One underrated companion: dill. Dill attracts braconid wasps, the parasitoid wasps that kill hornworms by laying eggs on them. Plant dill nearby and you’re creating habitat for your best natural ally. Just don’t plant it too close to your tomatoes – dill and tomatoes are reportedly allelopathic at close range and can inhibit each other’s growth.
Prevention
The hornworm life cycle gives you a seasonal advantage. Adult sphinx moths lay eggs on tomato plants in late spring and early summer. The eggs are pale green and tiny – almost impossible to spot without deliberate inspection. The caterpillars hatch and begin feeding, growing rapidly, and showing up as a visible problem in late July and August when they’ve grown large enough to do obvious damage. By that point they’ve been eating for a while.
Till your soil in fall and again in early spring to disrupt overwintering pupae and expose them to birds and cold. Hornworm pupae are dark brown and shaped like a small football with a curved handle – the "handle" is the developing moth’s proboscis case. Birds and rodents will eat exposed pupae readily, so tilling doesn’t need to be deep. Four to six inches is sufficient.
Row covers on young tomato plants in early summer prevent moths from landing to lay eggs in the first place. Remove them once flowers appear so pollinators can reach the blossoms.
The most practical prevention, though, is checking your plants regularly. A five-minute scan every few days during growing season catches hornworms early, when they’re small and easy to deal with. Black frass on the lower leaves of a plant is usually the first visible sign. Look up from the frass along the stem above it – that’s where the hornworm will be. Early-caught means small caterpillar, which means hand-picking handles it without any spray at all.
Frequently Asked Questions
How do you spot tomato hornworms before the damage gets bad?
Look for black frass (droppings) on foliage – it drops down from wherever the hornworm is feeding. Once you see frass, look up along the stem directly above. After dark, a UV flashlight makes them glow fluorescent green and removes all the guesswork.
Should I kill a hornworm covered in white cocoons?
No. Those white rice-shaped cocoons are braconid wasp eggs. The larvae are parasitizing the hornworm – it will die on its own, and the adult wasps that emerge will go on to control other caterpillars in your garden. Leave it where it is.
Is it safe to touch a tomato hornworm?
Completely safe. The horn at the rear end looks threatening but is decorative. Hornworms can’t bite, sting, or cause skin irritation. Pick them up barehanded if you want.
Do tomato hornworms attack other plants?
Yes. Tomato hornworms feed on all plants in the nightshade family – tomatoes, peppers, eggplant, and potatoes. If your tomatoes are clean but a neighboring pepper plant has chewed leaves and frass, same culprit.

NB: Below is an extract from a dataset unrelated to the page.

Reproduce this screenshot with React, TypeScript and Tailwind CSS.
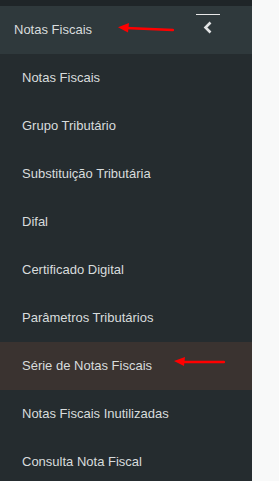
const items = [
  "Notas Fiscais",
  "Grupo Tributário",
  "Substituição Tributária",
  "Difal",
  "Certificado Digital",
  "Parâmetros Tributários",
  "Série de Notas Fiscais",
  "Notas Fiscais Inutilizadas",
  "Consulta Nota Fiscal",
];

function RedArrow({ width, slant = 0 }: { width: number; slant?: number }) {
  return (
    <svg width={width} height="12" viewBox={`0 0 ${width} 12`} className="shrink-0">
      <line x1="8" y1={6 - slant} x2={width - 1} y2={6 + slant} stroke="#ff0000" strokeWidth="2.5" strokeLinecap="round" />
      <polygon points={`0,${5 - slant * 0.8} 11,${1 - slant} 10,${10 - slant * 0.6}`} fill="#ff0000" />
    </svg>
  );
}

export default function App() {
  return (
    <div className="flex h-[481px] w-[279px] overflow-hidden bg-[#f8f9f9] font-['Liberation_Sans',sans-serif] text-[13px]">
      <aside className="flex w-[252px] shrink-0 flex-col bg-[#252c2f]">
        <div className="h-[6px] shrink-0 bg-[#1f2528]" />
        {/* Header */}
        <div className="flex h-[48px] shrink-0 items-center bg-[#2f393c] pl-[14px] pr-[32px] text-[#d8dcdd]">
          <span>Notas Fiscais</span>
          <span className="ml-[26px] mt-[-3px]">
            <RedArrow width={56} slant={1} />
          </span>
          <div className="ml-auto flex flex-col items-center">
            <div className="mt-[-12px] h-[1px] w-[24px] bg-[#e8e8e8]" />
            <svg width="10" height="13" viewBox="0 0 10 13" className="mt-[6px]">
              <path d="M7.5 1.5 L2.5 6.5 L7.5 11.5" fill="none" stroke="#e2e4e5" strokeWidth="2.6" />
            </svg>
          </div>
        </div>
        {items.map((item) => {
          const active = item === "Série de Notas Fiscais";
          return (
            <div
              key={item}
              className={`flex h-[48px] shrink-0 items-center pl-[22px] text-[#d8dcdd] ${active ? "bg-[#3a3330]" : ""}`}
            >
              <span>{item}</span>
              {active && (
                <span className="ml-[22px] mt-[-8px]">
                  <RedArrow width={51} />
                </span>
              )}
            </div>
          );
        })}
      </aside>
      <div className="flex-1" />
    </div>
  );
}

What do tomato hornworms turn into?
Five-spotted hawk moths (also called sphinx moths or hummingbird moths). They’re large, brown-and-grey moths with a four-to-six-inch wingspan that fly at dusk and pollinate flowers. Whether that makes you feel better about killing the caterpillars is up to you. Practically speaking, the moth population in your area isn’t going anywhere, and letting hornworms feed freely to "save the moths" just means more moth eggs on your tomatoes next season.